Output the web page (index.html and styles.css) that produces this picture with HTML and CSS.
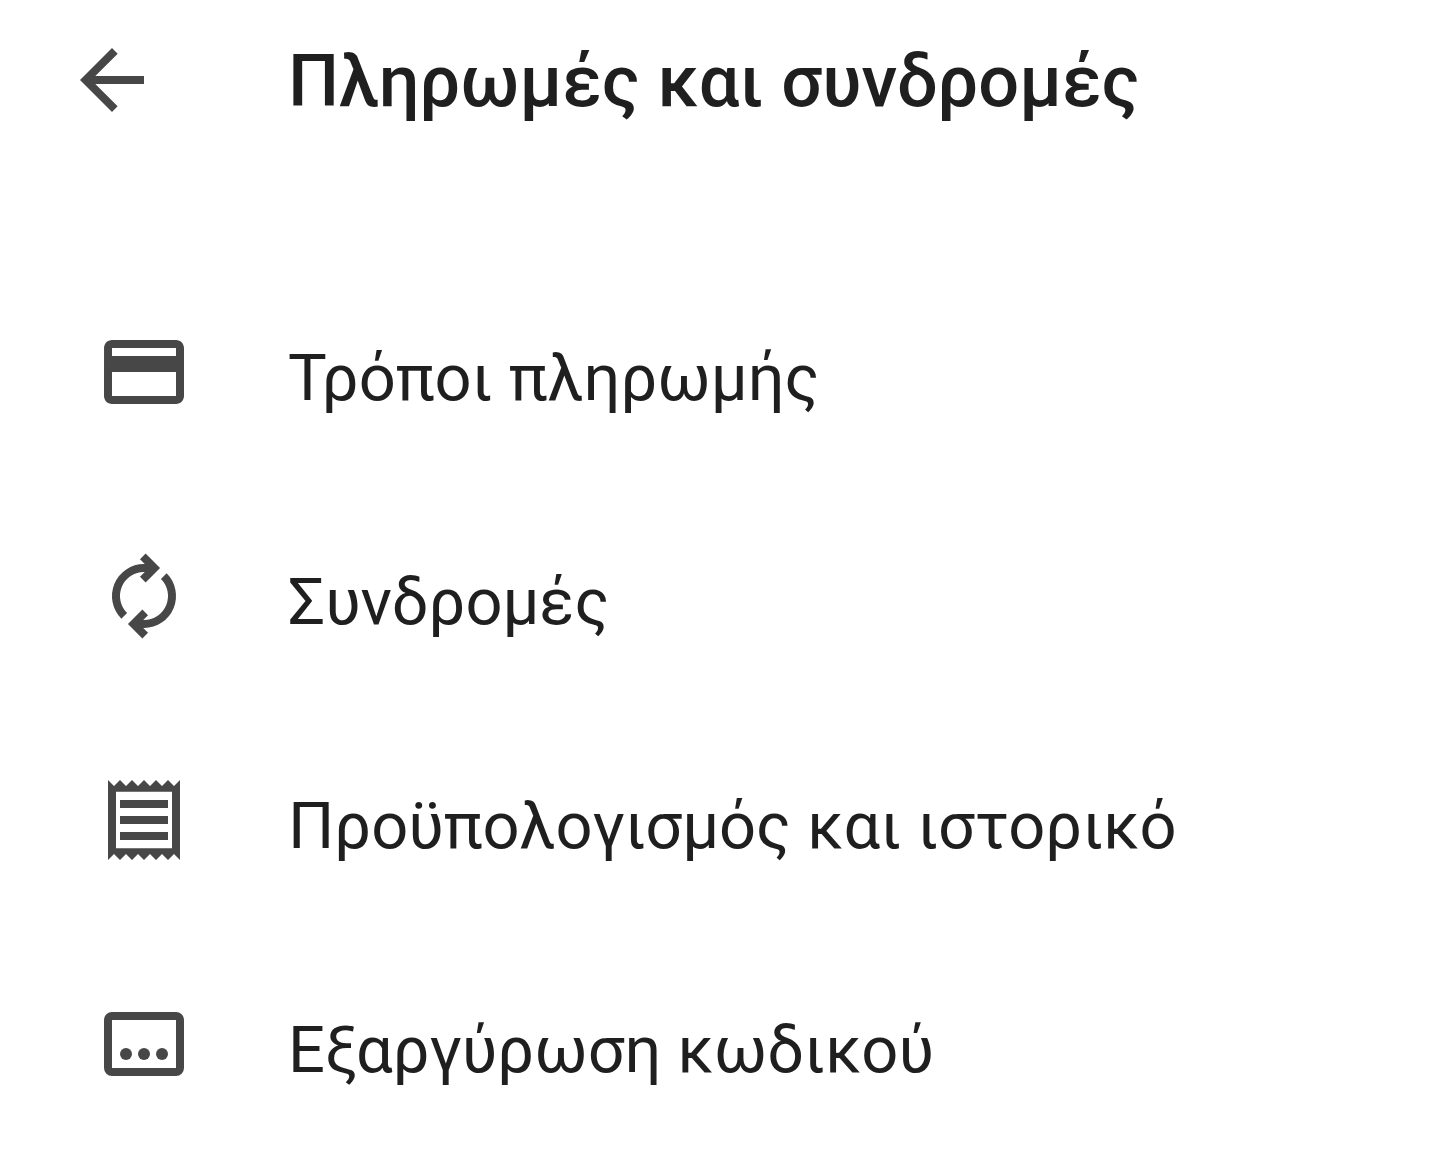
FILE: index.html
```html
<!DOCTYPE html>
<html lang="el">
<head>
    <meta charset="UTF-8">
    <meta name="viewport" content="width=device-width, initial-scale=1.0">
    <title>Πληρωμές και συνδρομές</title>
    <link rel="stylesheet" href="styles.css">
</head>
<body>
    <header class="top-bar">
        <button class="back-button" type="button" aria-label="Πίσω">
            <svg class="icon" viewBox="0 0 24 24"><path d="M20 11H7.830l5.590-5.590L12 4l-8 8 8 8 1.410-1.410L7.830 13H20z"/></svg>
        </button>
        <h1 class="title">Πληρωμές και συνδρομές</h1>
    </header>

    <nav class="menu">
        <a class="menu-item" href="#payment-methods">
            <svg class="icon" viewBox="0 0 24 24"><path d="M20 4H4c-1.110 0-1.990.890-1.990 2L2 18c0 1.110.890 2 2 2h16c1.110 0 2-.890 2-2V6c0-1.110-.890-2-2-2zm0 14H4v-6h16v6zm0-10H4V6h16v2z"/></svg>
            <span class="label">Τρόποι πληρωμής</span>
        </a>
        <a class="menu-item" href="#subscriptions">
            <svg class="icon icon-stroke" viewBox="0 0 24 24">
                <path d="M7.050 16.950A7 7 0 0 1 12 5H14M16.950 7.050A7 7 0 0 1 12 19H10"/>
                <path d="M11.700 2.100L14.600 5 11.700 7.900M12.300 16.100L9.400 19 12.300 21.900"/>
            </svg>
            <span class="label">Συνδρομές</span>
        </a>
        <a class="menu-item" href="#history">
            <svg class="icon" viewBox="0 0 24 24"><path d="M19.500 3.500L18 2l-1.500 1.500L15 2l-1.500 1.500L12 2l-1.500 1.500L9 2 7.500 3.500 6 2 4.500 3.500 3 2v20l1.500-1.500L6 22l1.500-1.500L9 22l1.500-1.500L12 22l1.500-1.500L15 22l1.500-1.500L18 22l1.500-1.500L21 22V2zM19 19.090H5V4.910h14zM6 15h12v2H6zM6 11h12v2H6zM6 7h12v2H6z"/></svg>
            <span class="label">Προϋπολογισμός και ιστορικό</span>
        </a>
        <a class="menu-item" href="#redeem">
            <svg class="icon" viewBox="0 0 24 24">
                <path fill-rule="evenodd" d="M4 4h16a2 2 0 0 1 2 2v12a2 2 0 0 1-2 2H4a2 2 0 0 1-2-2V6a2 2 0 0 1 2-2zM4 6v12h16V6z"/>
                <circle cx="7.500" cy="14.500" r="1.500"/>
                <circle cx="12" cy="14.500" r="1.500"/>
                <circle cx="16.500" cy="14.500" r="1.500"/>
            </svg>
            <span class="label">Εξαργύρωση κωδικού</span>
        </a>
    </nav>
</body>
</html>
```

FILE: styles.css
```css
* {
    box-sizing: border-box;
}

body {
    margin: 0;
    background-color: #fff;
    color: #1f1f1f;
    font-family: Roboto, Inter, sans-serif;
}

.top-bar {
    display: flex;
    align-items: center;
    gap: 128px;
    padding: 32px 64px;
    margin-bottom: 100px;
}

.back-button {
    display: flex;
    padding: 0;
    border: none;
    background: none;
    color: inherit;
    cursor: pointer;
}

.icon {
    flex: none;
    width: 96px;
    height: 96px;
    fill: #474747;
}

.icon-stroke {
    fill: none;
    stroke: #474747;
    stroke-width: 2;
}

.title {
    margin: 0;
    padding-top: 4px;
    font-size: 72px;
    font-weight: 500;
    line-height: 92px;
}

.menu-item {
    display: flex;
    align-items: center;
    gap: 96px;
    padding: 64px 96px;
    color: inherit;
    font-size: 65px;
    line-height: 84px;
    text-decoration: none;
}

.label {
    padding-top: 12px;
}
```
==*==
PROBLEM TO SOLVE
Do not include the images; transcribe the rest of the listing exactly.

FINAL RESULT
Output the web page (index.html and styles.css) that produces this picture with HTML and CSS.
FILE: index.html
```html
<!DOCTYPE html>
<html lang="el">
<head>
    <meta charset="UTF-8">
    <meta name="viewport" content="width=device-width, initial-scale=1.0">
    <title>Πληρωμές και συνδρομές</title>
    <link rel="stylesheet" href="styles.css">
</head>
<body>
    <header class="top-bar">
        <button class="back-button" type="button" aria-label="Πίσω">
            <svg class="icon" viewBox="0 0 24 24"><path d="M20 11H7.830l5.590-5.590L12 4l-8 8 8 8 1.410-1.410L7.830 13H20z"/></svg>
        </button>
        <h1 class="title">Πληρωμές και συνδρομές</h1>
    </header>

    <nav class="menu">
        <a class="menu-item" href="#payment-methods">
            <svg class="icon" viewBox="0 0 24 24"><path d="M20 4H4c-1.110 0-1.990.890-1.990 2L2 18c0 1.110.890 2 2 2h16c1.110 0 2-.890 2-2V6c0-1.110-.890-2-2-2zm0 14H4v-6h16v6zm0-10H4V6h16v2z"/></svg>
            <span class="label">Τρόποι πληρωμής</span>
        </a>
        <a class="menu-item" href="#subscriptions">
            <svg class="icon icon-stroke" viewBox="0 0 24 24">
                <path d="M7.050 16.950A7 7 0 0 1 12 5H14M16.950 7.050A7 7 0 0 1 12 19H10"/>
                <path d="M11.700 2.100L14.600 5 11.700 7.900M12.300 16.100L9.400 19 12.300 21.900"/>
            </svg>
            <span class="label">Συνδρομές</span>
        </a>
        <a class="menu-item" href="#history">
            <svg class="icon" viewBox="0 0 24 24"><path d="M19.500 3.500L18 2l-1.500 1.500L15 2l-1.500 1.500L12 2l-1.500 1.500L9 2 7.500 3.500 6 2 4.500 3.500 3 2v20l1.500-1.500L6 22l1.500-1.500L9 22l1.500-1.500L12 22l1.500-1.500L15 22l1.500-1.500L18 22l1.500-1.500L21 22V2zM19 19.090H5V4.910h14zM6 15h12v2H6zM6 11h12v2H6zM6 7h12v2H6z"/></svg>
            <span class="label">Προϋπολογισμός και ιστορικό</span>
        </a>
        <a class="menu-item" href="#redeem">
            <svg class="icon" viewBox="0 0 24 24">
                <path fill-rule="evenodd" d="M4 4h16a2 2 0 0 1 2 2v12a2 2 0 0 1-2 2H4a2 2 0 0 1-2-2V6a2 2 0 0 1 2-2zM4 6v12h16V6z"/>
                <circle cx="7.500" cy="14.500" r="1.500"/>
                <circle cx="12" cy="14.500" r="1.500"/>
                <circle cx="16.500" cy="14.500" r="1.500"/>
            </svg>
            <span class="label">Εξαργύρωση κωδικού</span>
        </a>
    </nav>
</body>
</html>
```

FILE: styles.css
```css
* {
    box-sizing: border-box;
}

body {
    margin: 0;
    background-color: #fff;
    color: #1f1f1f;
    font-family: Roboto, Inter, sans-serif;
}

.top-bar {
    display: flex;
    align-items: center;
    gap: 128px;
    padding: 32px 64px;
    margin-bottom: 100px;
}

.back-button {
    display: flex;
    padding: 0;
    border: none;
    background: none;
    color: inherit;
    cursor: pointer;
}

.icon {
    flex: none;
    width: 96px;
    height: 96px;
    fill: #474747;
}

.icon-stroke {
    fill: none;
    stroke: #474747;
    stroke-width: 2;
}

.title {
    margin: 0;
    padding-top: 4px;
    font-size: 72px;
    font-weight: 500;
    line-height: 92px;
}

.menu-item {
    display: flex;
    align-items: center;
    gap: 96px;
    padding: 64px 96px;
    color: inherit;
    font-size: 65px;
    line-height: 84px;
    text-decoration: none;
}

.label {
    padding-top: 12px;
}
```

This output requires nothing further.